Info
EMI inks music deal for GNAB
Label licenses 300,000 songs to German media giant Bertelsmann's new file-sharing platform.
EMI Group said today that it has licensed its music catalog to GNAB ("bang" spelled backwards), German media giant Bertelsmann's forthcoming legal peer-to-peer (P2P) platform for sharing music, movies, and games.
That gives GNAB access to 300,000 music tracks from artists including Coldplay, Gorillaz, Norah Jones, Faith Evans, KT Tunstall, and Joss Stone.
EMI inked the pan-European deal with arvato mobile, a unit of Bertelsmann subsidiary arm arvato.
"This agreement with GNAB is a huge step forward for authorized P2P offerings, and for the development of the next generation of subscription services in Europe," EMI's Doug Lucas said in a statement.
Arvato said it already has licensing deals for individual countries with other music firms, including Sony BMG, Bertelsmann's joint venture with Sony.
"GNAB is an innovative milestone on the way to a new digital-download era," Bernhard Ribbrock, chief executive of arvato mobile, said in a statement. "Fully authorized P2P will enable consumers to access more music, allow retailers to offer interesting music products, provide new revenue streams for EMI Music, and strengthen arvato mobile's position.
GNAB hopes to offer access to 1 million songs when it launches.
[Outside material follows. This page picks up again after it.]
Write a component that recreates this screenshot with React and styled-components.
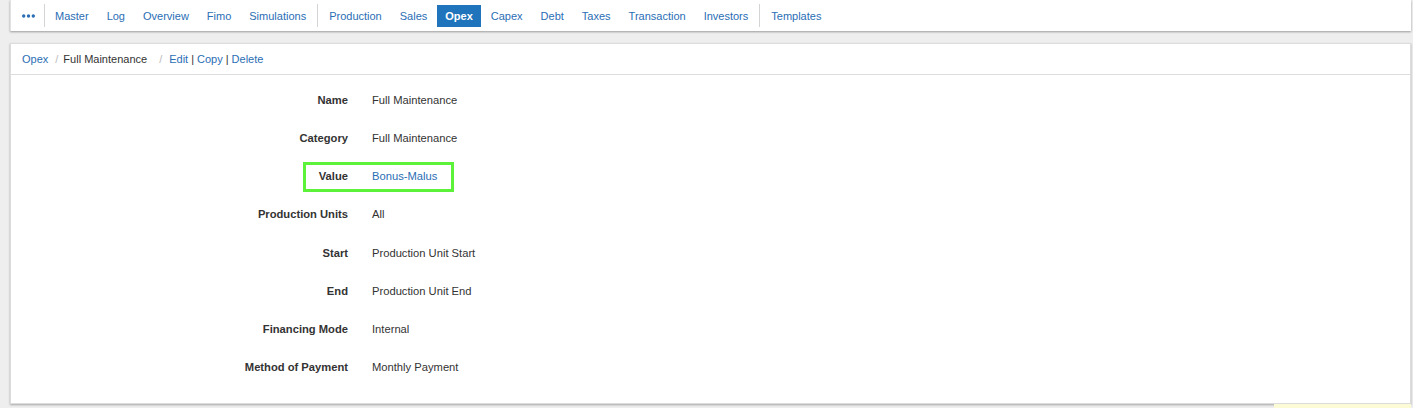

It is set to be up in Germany by the end of the year, with an eventual rollout to other countries through 2006 and beyond, the company said.
It will feature built-in copy-protection technology and a payment architecture, and arvato is shopping it around to companies who would license it to sell their own downloads. That means consumers wouldn't go to GNAB directly, but would use it a company that licenses it.
GNAB will be a decentralized P2P platform along the lines of the descendents of the original Napster. Decentralization prevents server overload and makes it possible for content providers to distribute large files like movies or games more easily.
GNAB is Bertelsmann's attempt to right itself in the P2P space after its failed investment in the original Napster in 2000 and subsequent purchase of the company in 2002. The company is still dealing with lawsuits filed against it for copyright infringement stemming from the days when Napster was the place to go for free music.
File-sharing services have long been the nemesis of the music and movie industries, but the dynamic has shifted in the past year, following the June 2005 US Supreme Court decision in MGM vs. Grokster. The court found in that case that P2P services can be sued for inducing copyright infringement taken in the course of marketing their services.
In subsequent months, several popular P2P services have shut down, one has rolled out a legal system, and several have promised to do the same.